The Implications being... by Christopher+B.+Brown · 2000-09-14 02:29 · Score: 3
- ... The real findings that a research project would represent answers to the question: What search engines ignore the robots.txt file? so that any "inclusions" represent either:
  - Search engines that don't respider very often, thus providing obsolete data, or
  - Search engines that ignore requests not to spider, and that thus are bad Internet "citizens."
- ... That this was a very successful "troll" for discussion on the part of both the research group as well as the operators of Slashdot.
  After all, if there was no "crime" to complain about, and any "damage" was done by themselves to themselves, this never merited one story let alone two.
  Since no lawyers were involved, it's not a case where "the lawyers won" (as is often seen in big, bloody trials); instead, it could be said that "the journalists won," as they got a bunch of blather out of no real story.
--
If you're not part of the solution, you're part of the precipitate.
Re:So what about yahoo? by kaphka · 2000-09-14 02:42 · Score: 3

Considering that Yahoo! is compiled by humans, not robots, it would be kind of insulting to expect them all to "parse" robots.txt.

--
MSK
Re:robots.txt by don_carnage · 2000-09-14 01:56 · Score: 3

The robots.txt file is used at the web-root to prevent search engines from indexing certain parts of your website -- not the whole site all-together.
See this link for more information.

--

--
Wooden armaments to battle your imaginary foes!
what good is a robots.txt nowadays... by 2quam4 · 2000-09-14 02:00 · Score: 4

Even with robots.txt utilizing:
User-agent: *
Disallow: /
I continue to receive spidering from companies such as NetCurrents and Cyvelliance because it is easy to ignore robots.txt. Rude, yes -- but easy. It is also easy for me to deny access via Apache, but bots from companies such as the above mentioned continue aggressive spidering.

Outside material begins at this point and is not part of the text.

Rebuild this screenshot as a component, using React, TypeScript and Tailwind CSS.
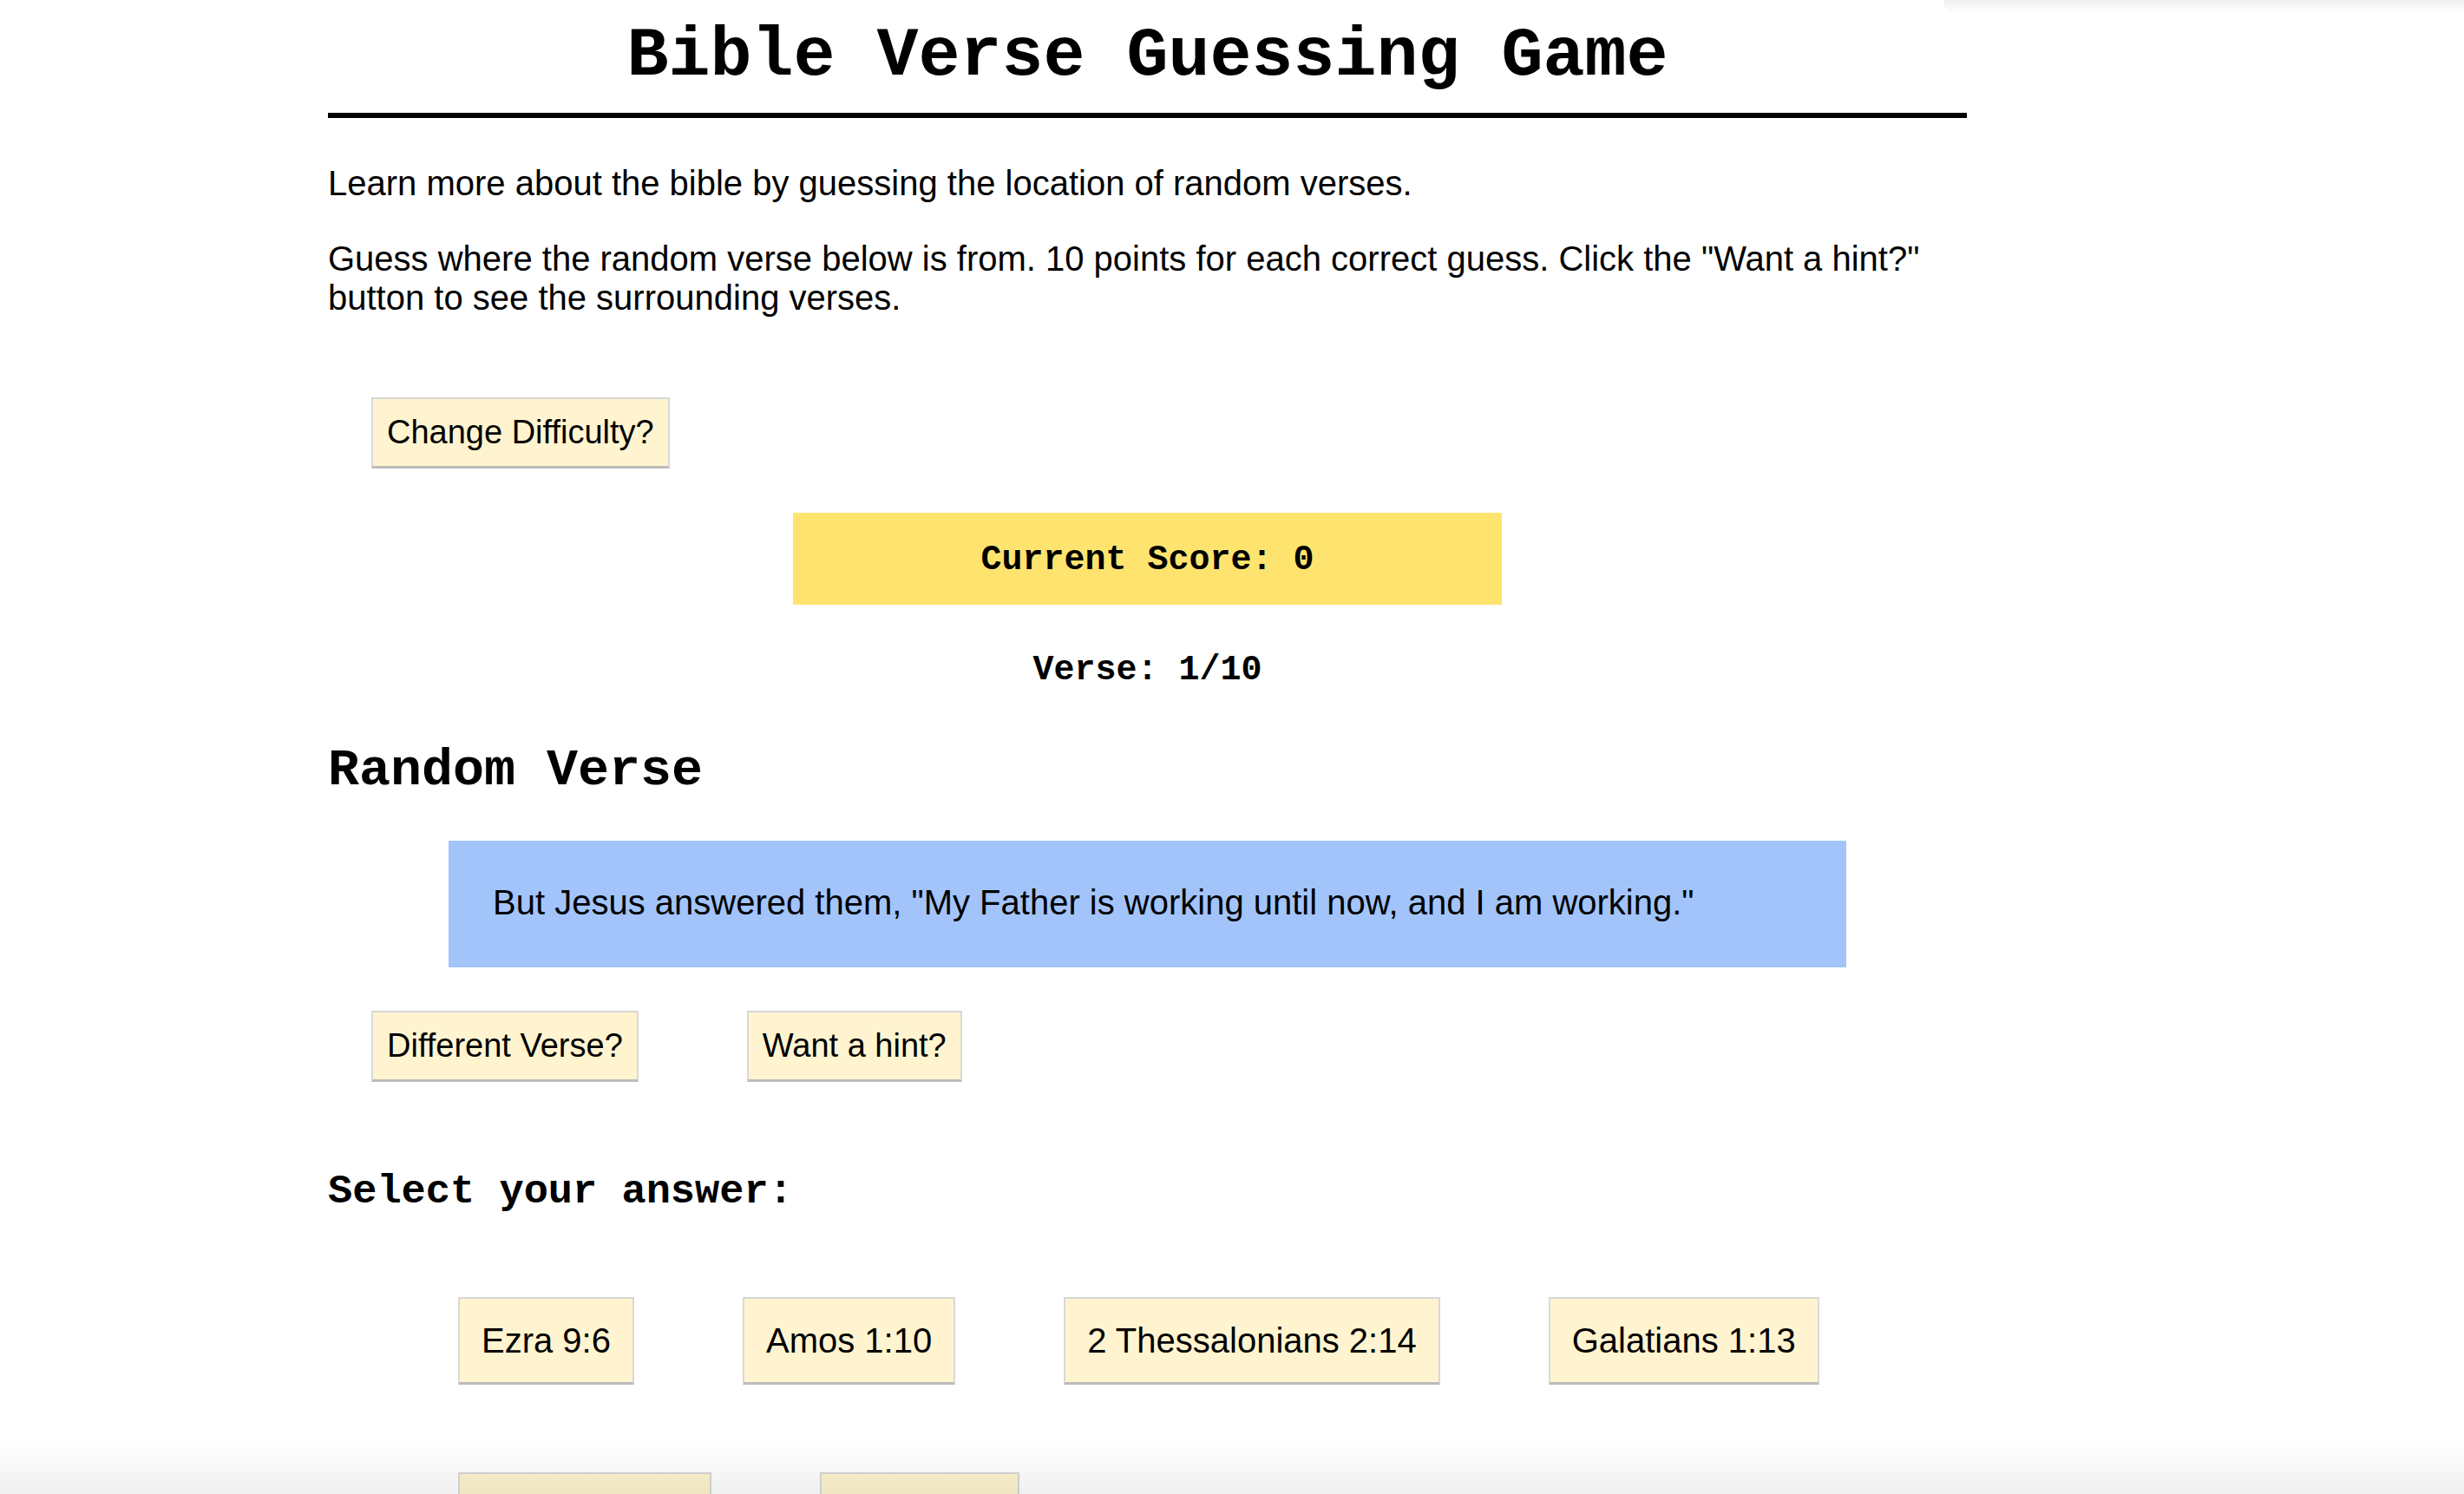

It seems that standards (such as those for robots.txt) are useless, particularly for companies who spider the Net in search of copyright/trademark violations.

Granted, some companies have an interest in policing their products, but when do they go too far? Wouldn't deliberate/aggressive spidering into areas of my site which I have instituted restrictions/blocking constitute some sort of invasion of privacy? If a government entity is doing the spidering, wouldn't a search warrant be required?